● **Work to complete**
Look for "screenshot" in the listing below. Gather each line that contains it.

Stored records
——————————

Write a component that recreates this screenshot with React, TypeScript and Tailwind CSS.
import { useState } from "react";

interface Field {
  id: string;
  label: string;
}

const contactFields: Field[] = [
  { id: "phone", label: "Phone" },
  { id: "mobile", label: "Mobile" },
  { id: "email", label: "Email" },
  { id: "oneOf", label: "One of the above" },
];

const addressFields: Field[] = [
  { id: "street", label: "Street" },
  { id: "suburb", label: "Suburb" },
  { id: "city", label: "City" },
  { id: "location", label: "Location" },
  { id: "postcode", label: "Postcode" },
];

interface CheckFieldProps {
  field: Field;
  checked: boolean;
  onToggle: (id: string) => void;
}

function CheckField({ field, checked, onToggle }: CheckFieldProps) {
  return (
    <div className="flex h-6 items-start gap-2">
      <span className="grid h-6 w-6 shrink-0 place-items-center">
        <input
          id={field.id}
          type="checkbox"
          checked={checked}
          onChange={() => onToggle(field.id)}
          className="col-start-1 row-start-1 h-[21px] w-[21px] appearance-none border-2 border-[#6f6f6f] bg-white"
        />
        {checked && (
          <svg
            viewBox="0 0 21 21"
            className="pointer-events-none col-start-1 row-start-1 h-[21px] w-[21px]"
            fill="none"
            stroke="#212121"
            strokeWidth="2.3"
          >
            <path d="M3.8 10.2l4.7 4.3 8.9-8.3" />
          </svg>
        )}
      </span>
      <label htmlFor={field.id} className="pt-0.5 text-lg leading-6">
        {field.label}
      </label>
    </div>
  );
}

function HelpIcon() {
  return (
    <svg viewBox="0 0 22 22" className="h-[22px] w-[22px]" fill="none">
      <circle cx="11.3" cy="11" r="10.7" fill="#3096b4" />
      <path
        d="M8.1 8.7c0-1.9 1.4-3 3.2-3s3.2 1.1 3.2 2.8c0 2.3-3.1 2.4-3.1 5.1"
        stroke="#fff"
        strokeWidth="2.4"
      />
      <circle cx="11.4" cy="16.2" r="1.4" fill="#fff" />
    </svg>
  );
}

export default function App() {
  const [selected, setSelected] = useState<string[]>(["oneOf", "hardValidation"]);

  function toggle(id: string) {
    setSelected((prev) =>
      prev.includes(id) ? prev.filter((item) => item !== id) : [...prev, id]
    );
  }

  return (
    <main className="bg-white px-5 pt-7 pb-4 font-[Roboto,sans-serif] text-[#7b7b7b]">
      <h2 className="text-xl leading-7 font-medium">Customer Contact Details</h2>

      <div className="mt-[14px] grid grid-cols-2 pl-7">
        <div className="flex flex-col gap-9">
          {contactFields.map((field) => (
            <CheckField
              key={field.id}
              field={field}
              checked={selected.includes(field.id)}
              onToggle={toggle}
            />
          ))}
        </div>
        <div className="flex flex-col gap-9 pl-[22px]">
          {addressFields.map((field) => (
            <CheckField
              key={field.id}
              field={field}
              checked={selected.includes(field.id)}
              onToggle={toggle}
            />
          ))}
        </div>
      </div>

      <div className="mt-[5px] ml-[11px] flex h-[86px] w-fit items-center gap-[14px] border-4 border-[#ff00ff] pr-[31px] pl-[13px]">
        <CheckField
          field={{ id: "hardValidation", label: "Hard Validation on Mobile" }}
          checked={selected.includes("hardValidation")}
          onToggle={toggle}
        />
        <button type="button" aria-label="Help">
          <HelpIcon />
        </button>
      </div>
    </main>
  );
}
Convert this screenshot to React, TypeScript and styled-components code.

——————————

● **Task output**
Write a component that recreates this screenshot with React, TypeScript and Tailwind CSS.
Convert this screenshot to React, TypeScript and styled-components code.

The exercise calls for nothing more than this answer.